* Start Data shown *

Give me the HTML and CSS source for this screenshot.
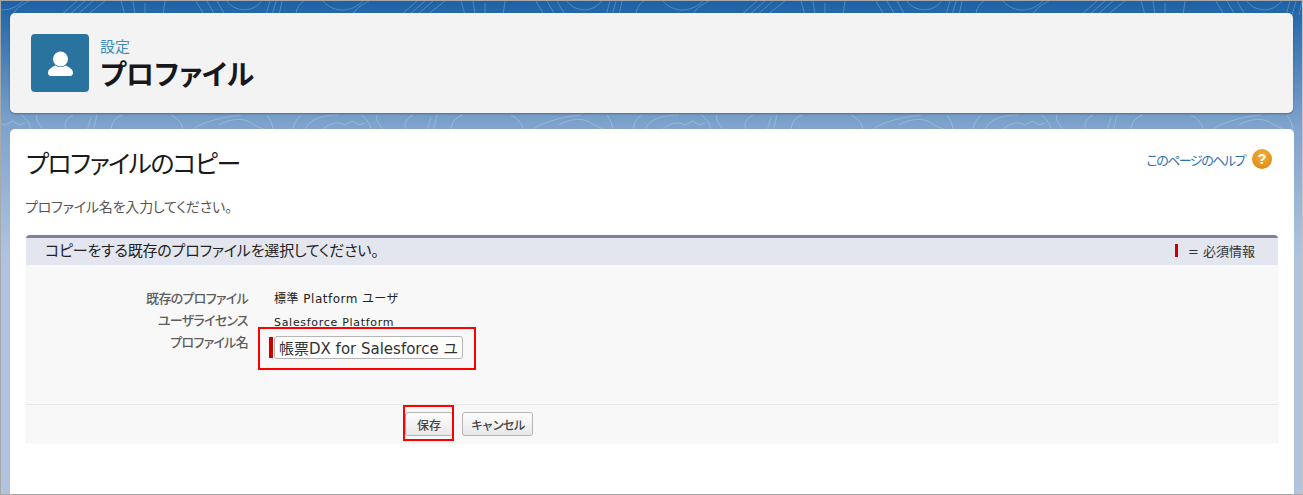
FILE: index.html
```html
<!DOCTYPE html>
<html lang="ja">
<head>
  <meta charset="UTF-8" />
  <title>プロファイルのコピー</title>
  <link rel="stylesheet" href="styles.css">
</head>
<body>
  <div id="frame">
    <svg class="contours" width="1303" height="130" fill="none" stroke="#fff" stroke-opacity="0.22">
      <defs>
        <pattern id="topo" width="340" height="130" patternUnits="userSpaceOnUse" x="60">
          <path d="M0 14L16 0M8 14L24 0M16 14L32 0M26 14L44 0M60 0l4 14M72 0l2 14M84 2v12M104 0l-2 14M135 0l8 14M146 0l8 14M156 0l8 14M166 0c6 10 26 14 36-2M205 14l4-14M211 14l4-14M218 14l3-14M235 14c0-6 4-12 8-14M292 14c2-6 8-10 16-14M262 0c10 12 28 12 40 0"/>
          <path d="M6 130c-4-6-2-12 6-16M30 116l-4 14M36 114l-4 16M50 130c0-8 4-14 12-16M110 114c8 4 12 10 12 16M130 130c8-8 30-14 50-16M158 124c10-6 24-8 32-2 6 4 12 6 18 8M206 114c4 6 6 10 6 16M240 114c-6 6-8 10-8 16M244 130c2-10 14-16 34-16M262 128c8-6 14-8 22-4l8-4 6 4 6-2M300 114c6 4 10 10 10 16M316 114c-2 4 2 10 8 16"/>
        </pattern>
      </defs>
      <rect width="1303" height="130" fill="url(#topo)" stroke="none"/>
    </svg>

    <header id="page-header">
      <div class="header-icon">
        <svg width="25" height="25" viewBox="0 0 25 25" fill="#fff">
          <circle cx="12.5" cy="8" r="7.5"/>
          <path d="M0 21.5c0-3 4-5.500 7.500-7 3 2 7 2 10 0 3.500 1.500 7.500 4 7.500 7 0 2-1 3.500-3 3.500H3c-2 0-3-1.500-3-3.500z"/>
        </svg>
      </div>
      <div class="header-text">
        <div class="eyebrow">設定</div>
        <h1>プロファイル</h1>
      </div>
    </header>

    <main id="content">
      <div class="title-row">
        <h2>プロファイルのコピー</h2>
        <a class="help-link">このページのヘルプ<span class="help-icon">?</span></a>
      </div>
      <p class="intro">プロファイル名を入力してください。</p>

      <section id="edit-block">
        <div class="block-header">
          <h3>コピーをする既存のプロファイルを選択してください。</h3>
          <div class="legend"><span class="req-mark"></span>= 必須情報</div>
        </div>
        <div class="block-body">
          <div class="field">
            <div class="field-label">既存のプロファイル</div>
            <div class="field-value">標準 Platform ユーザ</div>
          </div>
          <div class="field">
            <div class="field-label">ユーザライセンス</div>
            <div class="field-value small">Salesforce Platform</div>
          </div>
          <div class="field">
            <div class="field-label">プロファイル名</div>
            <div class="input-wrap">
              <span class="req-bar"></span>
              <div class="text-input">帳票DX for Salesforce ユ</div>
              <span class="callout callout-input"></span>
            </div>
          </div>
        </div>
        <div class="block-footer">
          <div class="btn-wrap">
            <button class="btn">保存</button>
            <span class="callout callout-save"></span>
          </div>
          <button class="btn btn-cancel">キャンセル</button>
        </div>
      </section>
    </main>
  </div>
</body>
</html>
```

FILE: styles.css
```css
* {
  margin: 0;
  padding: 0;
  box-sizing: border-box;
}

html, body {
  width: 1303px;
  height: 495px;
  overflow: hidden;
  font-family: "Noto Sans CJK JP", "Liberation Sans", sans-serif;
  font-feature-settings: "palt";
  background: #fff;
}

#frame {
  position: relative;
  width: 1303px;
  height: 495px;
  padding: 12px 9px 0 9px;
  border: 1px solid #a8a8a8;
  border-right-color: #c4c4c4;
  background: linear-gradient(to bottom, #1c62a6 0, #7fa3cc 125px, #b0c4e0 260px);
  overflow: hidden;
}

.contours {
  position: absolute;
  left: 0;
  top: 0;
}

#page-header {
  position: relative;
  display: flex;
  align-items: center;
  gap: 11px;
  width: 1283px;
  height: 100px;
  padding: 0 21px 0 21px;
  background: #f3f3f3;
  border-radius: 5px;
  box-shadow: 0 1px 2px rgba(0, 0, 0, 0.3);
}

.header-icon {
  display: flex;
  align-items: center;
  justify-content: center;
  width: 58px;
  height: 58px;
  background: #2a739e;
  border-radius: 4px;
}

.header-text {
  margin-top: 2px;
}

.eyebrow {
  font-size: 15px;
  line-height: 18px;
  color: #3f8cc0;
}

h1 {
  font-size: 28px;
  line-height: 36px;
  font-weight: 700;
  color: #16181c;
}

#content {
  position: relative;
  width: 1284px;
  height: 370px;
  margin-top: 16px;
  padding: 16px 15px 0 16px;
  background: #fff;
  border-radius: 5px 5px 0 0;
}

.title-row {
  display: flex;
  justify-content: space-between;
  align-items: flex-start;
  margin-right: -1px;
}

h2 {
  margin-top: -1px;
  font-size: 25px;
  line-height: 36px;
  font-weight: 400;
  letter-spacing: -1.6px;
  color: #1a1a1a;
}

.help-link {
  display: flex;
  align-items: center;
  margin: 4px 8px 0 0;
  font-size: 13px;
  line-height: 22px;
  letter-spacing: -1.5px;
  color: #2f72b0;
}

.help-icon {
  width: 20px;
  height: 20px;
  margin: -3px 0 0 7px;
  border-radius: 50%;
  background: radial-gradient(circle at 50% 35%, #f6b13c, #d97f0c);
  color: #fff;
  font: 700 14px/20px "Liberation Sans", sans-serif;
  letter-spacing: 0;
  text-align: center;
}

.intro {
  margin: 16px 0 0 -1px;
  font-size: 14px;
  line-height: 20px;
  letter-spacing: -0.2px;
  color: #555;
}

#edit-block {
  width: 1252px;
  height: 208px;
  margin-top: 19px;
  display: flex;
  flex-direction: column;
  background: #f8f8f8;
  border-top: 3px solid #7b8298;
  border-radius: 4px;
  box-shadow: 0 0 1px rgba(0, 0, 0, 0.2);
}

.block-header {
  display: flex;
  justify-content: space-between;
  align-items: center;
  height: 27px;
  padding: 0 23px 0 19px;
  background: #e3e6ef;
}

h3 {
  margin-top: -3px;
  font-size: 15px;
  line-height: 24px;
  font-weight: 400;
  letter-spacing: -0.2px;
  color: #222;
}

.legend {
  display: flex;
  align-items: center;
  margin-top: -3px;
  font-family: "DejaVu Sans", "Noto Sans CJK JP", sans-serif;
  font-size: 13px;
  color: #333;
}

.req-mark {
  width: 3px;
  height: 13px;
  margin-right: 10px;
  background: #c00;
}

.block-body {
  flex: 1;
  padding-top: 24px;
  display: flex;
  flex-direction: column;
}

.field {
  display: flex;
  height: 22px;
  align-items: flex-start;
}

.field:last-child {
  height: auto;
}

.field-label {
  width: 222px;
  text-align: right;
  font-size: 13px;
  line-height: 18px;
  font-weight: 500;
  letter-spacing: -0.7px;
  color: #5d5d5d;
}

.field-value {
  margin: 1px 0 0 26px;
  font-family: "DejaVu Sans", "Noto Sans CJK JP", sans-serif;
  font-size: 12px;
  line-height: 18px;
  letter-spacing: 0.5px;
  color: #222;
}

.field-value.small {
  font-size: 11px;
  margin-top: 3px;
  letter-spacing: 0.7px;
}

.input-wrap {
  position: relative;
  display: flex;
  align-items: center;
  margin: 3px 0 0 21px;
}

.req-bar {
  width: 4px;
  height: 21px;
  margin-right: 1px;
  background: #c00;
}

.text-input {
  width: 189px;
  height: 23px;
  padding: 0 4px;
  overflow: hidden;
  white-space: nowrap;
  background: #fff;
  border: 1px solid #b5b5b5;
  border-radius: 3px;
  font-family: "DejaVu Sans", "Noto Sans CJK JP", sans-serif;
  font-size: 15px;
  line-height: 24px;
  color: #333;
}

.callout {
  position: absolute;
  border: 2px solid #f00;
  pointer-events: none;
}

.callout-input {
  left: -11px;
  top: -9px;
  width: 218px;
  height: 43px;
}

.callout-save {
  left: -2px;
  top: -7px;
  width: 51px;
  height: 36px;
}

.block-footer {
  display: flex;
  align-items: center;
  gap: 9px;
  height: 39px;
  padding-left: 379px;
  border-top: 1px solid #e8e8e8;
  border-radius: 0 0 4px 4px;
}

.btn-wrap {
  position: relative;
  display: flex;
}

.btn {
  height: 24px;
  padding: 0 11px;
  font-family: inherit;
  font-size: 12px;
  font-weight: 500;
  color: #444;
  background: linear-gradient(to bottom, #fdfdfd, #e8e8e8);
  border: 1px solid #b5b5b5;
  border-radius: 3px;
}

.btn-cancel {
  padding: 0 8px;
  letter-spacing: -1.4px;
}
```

* End Data shown *
* Start Data shown *

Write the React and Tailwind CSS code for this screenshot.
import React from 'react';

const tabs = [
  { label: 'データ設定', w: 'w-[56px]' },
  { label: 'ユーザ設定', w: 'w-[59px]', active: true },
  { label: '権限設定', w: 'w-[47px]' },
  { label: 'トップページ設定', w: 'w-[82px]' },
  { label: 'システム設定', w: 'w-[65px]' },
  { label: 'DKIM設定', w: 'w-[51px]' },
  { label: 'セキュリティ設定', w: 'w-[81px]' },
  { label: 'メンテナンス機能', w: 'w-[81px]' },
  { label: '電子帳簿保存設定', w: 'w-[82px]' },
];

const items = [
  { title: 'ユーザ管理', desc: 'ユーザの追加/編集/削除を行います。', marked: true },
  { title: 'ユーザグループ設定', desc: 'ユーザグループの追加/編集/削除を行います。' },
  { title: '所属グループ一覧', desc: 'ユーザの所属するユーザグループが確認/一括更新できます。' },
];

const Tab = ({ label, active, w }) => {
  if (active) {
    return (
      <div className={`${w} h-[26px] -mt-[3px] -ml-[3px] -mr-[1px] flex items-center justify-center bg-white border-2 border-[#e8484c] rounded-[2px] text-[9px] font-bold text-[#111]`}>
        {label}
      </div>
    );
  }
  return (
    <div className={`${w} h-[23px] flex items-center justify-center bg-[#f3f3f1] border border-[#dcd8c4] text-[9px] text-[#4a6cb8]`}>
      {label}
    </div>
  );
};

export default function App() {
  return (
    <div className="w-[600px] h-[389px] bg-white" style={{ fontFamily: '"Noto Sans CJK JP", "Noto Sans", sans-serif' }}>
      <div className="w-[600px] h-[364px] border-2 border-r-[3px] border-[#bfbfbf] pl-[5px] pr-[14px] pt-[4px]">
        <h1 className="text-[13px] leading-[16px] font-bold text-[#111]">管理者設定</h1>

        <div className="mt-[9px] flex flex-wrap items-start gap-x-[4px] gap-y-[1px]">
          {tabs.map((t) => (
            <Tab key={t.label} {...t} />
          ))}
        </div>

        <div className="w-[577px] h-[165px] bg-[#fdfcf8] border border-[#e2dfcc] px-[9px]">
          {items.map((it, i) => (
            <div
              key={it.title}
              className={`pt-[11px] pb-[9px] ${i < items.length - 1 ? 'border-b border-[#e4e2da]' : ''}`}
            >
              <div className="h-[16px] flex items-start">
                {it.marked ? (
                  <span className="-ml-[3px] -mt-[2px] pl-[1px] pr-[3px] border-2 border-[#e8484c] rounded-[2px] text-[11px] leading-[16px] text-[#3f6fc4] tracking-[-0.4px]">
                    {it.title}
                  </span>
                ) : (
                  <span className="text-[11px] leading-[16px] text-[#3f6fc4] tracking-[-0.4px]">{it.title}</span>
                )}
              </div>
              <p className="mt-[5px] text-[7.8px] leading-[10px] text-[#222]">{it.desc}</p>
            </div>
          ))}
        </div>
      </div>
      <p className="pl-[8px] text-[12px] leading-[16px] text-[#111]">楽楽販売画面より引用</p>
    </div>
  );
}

* End Data shown *
* Start Data shown *

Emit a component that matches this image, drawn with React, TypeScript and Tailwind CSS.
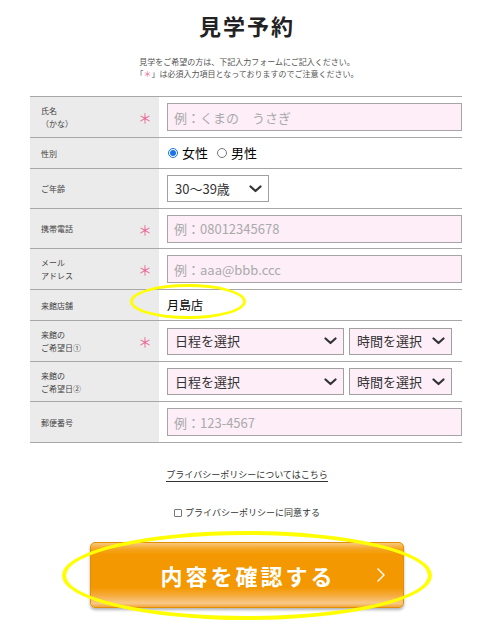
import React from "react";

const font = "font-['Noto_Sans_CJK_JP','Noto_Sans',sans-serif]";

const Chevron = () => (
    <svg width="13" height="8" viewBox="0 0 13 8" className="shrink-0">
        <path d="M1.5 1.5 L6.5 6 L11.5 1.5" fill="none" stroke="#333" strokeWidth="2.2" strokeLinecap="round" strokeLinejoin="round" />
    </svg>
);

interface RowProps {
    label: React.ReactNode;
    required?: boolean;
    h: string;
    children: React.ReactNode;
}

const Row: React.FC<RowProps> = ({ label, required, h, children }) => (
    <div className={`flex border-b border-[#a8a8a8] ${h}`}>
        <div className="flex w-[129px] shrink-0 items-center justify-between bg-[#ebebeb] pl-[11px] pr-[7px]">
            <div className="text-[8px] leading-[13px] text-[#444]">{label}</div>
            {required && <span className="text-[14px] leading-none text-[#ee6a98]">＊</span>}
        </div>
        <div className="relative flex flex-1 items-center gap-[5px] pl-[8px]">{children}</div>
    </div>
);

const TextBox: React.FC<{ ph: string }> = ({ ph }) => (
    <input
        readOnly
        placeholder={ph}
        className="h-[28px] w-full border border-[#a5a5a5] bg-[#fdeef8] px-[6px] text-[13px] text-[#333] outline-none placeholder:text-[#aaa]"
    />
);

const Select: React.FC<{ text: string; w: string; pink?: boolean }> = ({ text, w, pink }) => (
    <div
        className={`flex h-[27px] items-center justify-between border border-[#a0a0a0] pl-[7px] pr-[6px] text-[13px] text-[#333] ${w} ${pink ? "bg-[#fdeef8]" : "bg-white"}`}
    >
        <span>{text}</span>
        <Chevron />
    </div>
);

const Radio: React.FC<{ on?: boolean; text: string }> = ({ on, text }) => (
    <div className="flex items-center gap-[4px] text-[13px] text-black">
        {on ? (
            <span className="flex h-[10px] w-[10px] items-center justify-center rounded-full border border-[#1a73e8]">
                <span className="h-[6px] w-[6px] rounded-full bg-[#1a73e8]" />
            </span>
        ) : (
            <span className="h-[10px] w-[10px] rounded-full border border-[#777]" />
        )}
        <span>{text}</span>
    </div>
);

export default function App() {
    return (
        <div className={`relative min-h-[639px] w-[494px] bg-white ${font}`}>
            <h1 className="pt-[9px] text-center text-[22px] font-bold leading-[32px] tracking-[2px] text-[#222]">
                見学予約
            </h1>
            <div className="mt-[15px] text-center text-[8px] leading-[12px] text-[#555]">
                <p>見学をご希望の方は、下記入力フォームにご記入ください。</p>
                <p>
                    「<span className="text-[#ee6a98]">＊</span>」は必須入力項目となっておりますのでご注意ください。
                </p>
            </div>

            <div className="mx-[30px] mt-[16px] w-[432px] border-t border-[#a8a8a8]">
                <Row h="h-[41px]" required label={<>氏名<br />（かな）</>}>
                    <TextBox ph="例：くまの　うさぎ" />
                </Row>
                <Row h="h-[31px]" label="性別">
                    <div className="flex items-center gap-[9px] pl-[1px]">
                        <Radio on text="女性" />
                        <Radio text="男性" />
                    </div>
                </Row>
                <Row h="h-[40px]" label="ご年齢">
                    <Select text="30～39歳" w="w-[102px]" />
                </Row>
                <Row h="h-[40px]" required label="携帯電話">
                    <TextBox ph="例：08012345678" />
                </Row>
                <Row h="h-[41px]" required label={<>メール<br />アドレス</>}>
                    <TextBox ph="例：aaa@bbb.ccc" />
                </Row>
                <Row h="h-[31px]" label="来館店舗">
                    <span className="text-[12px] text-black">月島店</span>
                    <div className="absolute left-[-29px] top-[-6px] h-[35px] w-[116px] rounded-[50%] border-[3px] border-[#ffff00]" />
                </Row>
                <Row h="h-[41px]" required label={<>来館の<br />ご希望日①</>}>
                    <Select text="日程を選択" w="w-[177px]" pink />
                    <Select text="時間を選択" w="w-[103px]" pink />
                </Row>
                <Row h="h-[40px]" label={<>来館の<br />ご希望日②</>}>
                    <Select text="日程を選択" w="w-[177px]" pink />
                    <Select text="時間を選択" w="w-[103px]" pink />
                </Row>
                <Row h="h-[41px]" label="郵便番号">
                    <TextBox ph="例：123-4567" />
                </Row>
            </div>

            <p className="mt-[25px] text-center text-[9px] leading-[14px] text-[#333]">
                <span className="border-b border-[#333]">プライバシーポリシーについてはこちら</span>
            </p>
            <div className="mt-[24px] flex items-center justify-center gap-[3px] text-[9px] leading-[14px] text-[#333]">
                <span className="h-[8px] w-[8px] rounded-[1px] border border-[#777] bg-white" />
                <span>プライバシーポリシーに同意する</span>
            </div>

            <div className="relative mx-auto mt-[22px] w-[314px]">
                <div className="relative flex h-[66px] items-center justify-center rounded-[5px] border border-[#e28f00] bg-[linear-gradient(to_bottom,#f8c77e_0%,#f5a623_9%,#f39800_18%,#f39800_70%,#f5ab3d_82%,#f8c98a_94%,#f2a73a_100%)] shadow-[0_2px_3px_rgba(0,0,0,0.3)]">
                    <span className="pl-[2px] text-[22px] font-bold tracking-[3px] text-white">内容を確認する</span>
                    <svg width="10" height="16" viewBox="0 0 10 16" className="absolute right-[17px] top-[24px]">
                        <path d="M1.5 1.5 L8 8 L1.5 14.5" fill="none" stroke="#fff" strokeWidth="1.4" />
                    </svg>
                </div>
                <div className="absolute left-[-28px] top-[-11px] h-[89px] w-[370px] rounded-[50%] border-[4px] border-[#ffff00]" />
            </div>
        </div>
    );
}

* End Data shown *

**Exercise details**
Go through the records. Copy each line where "Tailwind" appears.

**Response to the exercise**
Write the React and Tailwind CSS code for this screenshot.
Emit a component that matches this image, drawn with React, TypeScript and Tailwind CSS.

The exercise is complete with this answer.